» Material provided

══════════════════════════════

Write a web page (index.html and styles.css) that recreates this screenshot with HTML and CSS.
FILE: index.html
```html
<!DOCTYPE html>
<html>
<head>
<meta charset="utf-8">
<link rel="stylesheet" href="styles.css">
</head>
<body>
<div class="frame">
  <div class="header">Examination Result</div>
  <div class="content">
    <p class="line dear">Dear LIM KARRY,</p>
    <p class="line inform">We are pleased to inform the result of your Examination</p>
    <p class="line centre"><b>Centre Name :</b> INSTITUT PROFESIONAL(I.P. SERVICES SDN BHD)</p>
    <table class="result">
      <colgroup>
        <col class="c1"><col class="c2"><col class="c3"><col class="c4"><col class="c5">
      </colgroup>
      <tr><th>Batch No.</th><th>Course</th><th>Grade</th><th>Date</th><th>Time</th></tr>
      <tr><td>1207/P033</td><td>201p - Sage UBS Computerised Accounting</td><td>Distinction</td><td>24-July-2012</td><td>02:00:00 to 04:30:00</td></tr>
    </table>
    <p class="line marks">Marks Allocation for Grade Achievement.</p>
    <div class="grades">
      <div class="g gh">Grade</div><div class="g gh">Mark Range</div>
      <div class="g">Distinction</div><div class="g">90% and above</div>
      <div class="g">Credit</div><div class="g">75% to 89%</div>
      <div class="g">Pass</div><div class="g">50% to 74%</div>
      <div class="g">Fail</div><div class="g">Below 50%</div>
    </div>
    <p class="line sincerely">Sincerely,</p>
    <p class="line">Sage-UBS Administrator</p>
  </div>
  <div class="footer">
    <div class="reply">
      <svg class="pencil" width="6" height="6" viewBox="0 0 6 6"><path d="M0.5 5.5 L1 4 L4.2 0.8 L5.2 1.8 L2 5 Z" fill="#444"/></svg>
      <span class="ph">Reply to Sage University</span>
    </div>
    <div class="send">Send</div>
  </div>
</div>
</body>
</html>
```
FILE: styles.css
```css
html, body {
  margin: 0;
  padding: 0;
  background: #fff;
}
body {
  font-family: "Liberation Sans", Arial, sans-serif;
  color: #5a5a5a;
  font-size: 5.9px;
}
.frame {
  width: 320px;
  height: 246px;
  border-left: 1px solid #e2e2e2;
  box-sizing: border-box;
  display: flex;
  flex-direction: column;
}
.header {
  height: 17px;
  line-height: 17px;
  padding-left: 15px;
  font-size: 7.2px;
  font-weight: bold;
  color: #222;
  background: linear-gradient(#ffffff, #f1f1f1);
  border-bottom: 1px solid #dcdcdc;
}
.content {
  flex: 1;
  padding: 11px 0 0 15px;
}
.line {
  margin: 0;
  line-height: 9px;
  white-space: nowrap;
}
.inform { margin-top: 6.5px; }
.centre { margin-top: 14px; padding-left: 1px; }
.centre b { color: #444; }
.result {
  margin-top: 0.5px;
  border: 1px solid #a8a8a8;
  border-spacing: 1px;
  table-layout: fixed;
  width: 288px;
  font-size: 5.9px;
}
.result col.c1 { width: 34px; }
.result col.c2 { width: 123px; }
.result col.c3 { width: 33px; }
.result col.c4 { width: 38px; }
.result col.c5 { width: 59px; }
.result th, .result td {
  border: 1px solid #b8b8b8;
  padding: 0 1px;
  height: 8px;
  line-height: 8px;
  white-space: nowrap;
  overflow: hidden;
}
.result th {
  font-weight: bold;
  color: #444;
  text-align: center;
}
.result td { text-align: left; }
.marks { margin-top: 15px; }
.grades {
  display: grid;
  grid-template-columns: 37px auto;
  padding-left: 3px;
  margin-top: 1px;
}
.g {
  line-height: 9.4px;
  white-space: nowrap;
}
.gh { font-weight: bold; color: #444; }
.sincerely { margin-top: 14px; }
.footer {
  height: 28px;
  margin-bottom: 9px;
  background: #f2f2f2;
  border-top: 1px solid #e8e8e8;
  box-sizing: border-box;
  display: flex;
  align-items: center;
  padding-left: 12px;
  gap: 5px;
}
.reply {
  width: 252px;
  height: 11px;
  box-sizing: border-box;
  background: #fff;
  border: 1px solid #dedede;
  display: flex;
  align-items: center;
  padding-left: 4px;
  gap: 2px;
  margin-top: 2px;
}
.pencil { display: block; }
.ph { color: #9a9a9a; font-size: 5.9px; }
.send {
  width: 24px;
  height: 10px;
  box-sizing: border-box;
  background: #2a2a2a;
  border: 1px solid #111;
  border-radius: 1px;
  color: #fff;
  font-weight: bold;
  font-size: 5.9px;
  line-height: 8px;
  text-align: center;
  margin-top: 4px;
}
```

══════════════════════════════

» Exercise directions
What count of lines in the listing contain the word "styles"? Reply with the number only.

» Written reply
3